During the 20th anniversary of Sigma, the Committee on Public Policy urged that the fraternity come forth with a broadly-based program that would be addressed to the problems of the great masses of the Negro people. This new departure, in large measure, grew out of the experiences of the New York group. These men from Manhattan brought with them a new idea, Social Action.
Phi Beta Sigma has from its very beginning concerned itself with improving the general well-being of minority groups. In 1934, a well-defined program of Social Action was formulated and put into action. Bro. Elmo M. Anderson, then president of Epsilon Sigma Chapter (New York) formulated this program calling for the reconstruction of social order. It was a tremendous success. It fit in with the social thinking of the American public in those New Deal years.
In the winter of 1934 Brother Elmo Anderson, James W. Johnson, Emmett May and Bob Jiggets came down to the Conclave in Washington, DC and presented their Social Action proposition, and just the birth of Social Action as a National Program.

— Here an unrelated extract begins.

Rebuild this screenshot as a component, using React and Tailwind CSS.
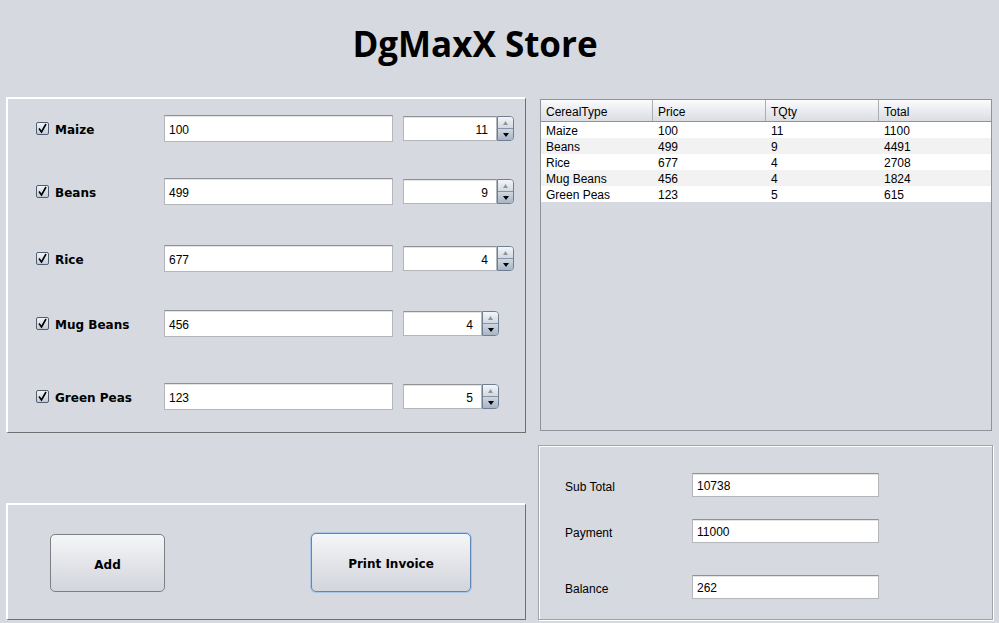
import React from 'react';

const cereals = [
  { name: 'Maize', price: '100', qty: '11', total: '1100', mt: 'mt-[16px]', wide: true },
  { name: 'Beans', price: '499', qty: '9', total: '4491', mt: 'mt-[36px]', wide: true },
  { name: 'Rice', price: '677', qty: '4', total: '2708', mt: 'mt-[40px]', wide: true },
  { name: 'Mug Beans', price: '456', qty: '4', total: '1824', mt: 'mt-[38px]', wide: false },
  { name: 'Green Peas', price: '123', qty: '5', total: '615', mt: 'mt-[46px]', wide: false },
];

const summary = [
  { label: 'Sub Total', value: '10738', mt: 'mt-[27px]' },
  { label: 'Payment', value: '11000', mt: 'mt-[22px]' },
  { label: 'Balance', value: '262', mt: 'mt-[32px]' },
];

function CheckBox() {
  return (
    <div className="w-[13px] h-[13px] rounded-[2px] border border-[#4f5d6e] bg-gradient-to-b from-[#f1f4f7] to-[#c3ccd8] flex items-center justify-center">
      <svg width="11" height="11" viewBox="0 0 11 11">
        <path d="M2 5.5 L4.5 9 L9 1" fill="none" stroke="#000" strokeWidth="1.6" />
      </svg>
    </div>
  );
}

function TextField({ value, className = '', right = false }) {
  return (
    <div
      className={`bg-white border border-[#b3b6ba] border-t-[#8e9297] shadow-[inset_0_1px_0_#e4e4e4] flex items-center pt-[2px] text-[12px] text-black ${right ? 'justify-end pr-[8px]' : 'pl-[4px]'} ${className}`}
    >
      {value}
    </div>
  );
}

function Spinner({ value, wide }) {
  return (
    <div className={`flex h-[25px] ml-[10px] ${wide ? 'w-[111px]' : 'w-[96px]'}`}>
      <TextField value={value} right className="flex-1 h-full" />
      <div className="w-[17px] h-full flex flex-col rounded-r-[4px] border border-[#6f7f93] overflow-hidden">
        <div className="flex-1 bg-gradient-to-b from-[#f3f5f8] to-[#d3d9e1] flex items-center justify-center border-b border-[#8794a5]">
          <svg width="5" height="4" viewBox="0 0 5 4">
            <path d="M0 4 L2.5 0 L5 4 Z" fill="#8c96a2" />
          </svg>
        </div>
        <div className="flex-1 bg-gradient-to-b from-[#cfd7e1] to-[#a8b5c6] flex items-center justify-center">
          <svg width="6" height="4" viewBox="0 0 6 4">
            <path d="M0 0 L6 0 L3 4 Z" fill="#000" />
          </svg>
        </div>
      </div>
    </div>
  );
}

function Button({ label, focused, className = '' }) {
  return (
    <div
      className={`rounded-[5px] border bg-gradient-to-b from-[#f5f6f8] via-[#e3e5e9] to-[#d2d5db] flex items-center justify-center pt-[3px] text-[12px] font-bold font-['DejaVu_Sans'] text-black ${focused ? 'border-[#5f86b8] ring-1 ring-[#a9c6e8]' : 'border-[#7c7f84]'} ${className}`}
    >
      {label}
    </div>
  );
}

export default function App() {
  return (
    <div className="w-[999px] h-[623px] bg-[#d6d9df] overflow-hidden flex flex-col font-['Liberation_Sans',sans-serif]">
      <div className="h-[97px] pt-[26px] pr-[49px] text-center">
        <h1 className="text-[35px] leading-none font-bold font-['Open_Sans',sans-serif] text-black">DgMaxX Store</h1>
      </div>

      <div className="flex">
        {/* left column */}
        <div className="ml-[6px] w-[520px] flex flex-col">
          <div className="h-[336px] border-t-2 border-l-2 border-white border-r border-b border-r-[#707070] border-b-[#707070] flex flex-col">
            {cereals.map((c) => (
              <div key={c.name} className={`flex items-center h-[27px] ${c.mt}`}>
                <div className="w-[156px] pl-[28px] flex items-center">
                  <CheckBox />
                  <span className="ml-[6px] pt-[2px] text-[12px] font-bold font-['DejaVu_Sans'] text-black">{c.name}</span>
                </div>
                <TextField value={c.price} className="w-[229px] h-[27px]" />
                <Spinner value={c.qty} wide={c.wide} />
              </div>
            ))}
          </div>

          <div className="mt-[70px] h-[117px] border-t-2 border-l-2 border-white border-r border-b border-r-[#707070] border-b-[#707070] flex items-start">
            <Button label="Add" className="ml-[42px] mt-[29px] w-[115px] h-[58px]" />
            <Button label="Print Invoice" focused className="ml-[146px] mt-[28px] w-[160px] h-[59px]" />
          </div>
        </div>

        {/* right column */}
        <div className="ml-[12px] w-[455px] flex flex-col">
          <div className="ml-[2px] mt-[2px] w-[452px] h-[332px] border border-[#8f949c] flex flex-col">
            <div className="grid grid-cols-[112px_113px_113px_1fr] h-[22px] border-b border-[#8c929b] bg-gradient-to-b from-[#fbfbfc] to-[#dadde2] text-[12px] text-black">
              {['CerealType', 'Price', 'TQty', 'Total'].map((h, i) => (
                <div
                  key={h}
                  className={`pl-[5px] pt-[2px] flex items-center ${i < 3 ? 'border-r border-[#a9adb4]' : ''}`}
                >
                  {h}
                </div>
              ))}
            </div>
            {cereals.map((c, i) => (
              <div
                key={c.name}
                className={`grid grid-cols-[112px_113px_113px_1fr] h-[16px] pt-[2px] text-[12px] text-black leading-[14px] ${i % 2 ? 'bg-[#f2f2f2]' : 'bg-white'}`}
              >
                <div className="pl-[5px]">{c.name}</div>
                <div className="pl-[5px]">{c.price}</div>
                <div className="pl-[5px]">{c.qty}</div>
                <div className="pl-[5px]">{c.total}</div>
              </div>
            ))}
          </div>

          <div className="mt-[14px] h-[175px] border border-[#a0a3a8] shadow-[inset_1px_1px_0_#fff,1px_1px_0_#fff] flex flex-col">
            {summary.map((s) => (
              <div key={s.label} className={`flex items-center h-[24px] ${s.mt}`}>
                <span className="w-[127px] ml-[26px] pt-[3px] text-[12px] text-black">{s.label}</span>
                <TextField value={s.value} className="w-[187px] h-[24px]" />
              </div>
            ))}
          </div>
        </div>
      </div>
    </div>
  );
}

In addition, Bro. Anderson is known in Sigma as “The Father of Social Action”.
The Sigma Beta Club offers our membership a unique opportunity to develop values, leadership skills and social/cultural awareness in our youth during their developmental years. Sigma Beta Club programs are geared to meet the needs of its member, but at the same time provide them with a well-rounded out look that is needed to cope with today’s society…
Phi Beta Sigma Fraternity, Inc., believes that the improvement and economic conditions of minorities is a major fact in the improvement of the general welfare of society. It is upon this conviction that the Bigger and Better Business Program rests. Since 1926, the Bigger and Better Business Program has been sponsored on a national scale by Phi Beta Sigma as a way of supporting, fostering, and promoting minority owned businesses and services.
The founders of Phi Beta Sigma Fraternity, Inc. were all educators in their own right. The genesis of the Education Program lies in the traditional emphasis that the Fraternity places on Education. During the 1945 Conclave in St. Louis, Missouri, the fraternity underwent a constitution restructuring after World War II. This lead to the birth of Education as a National Program.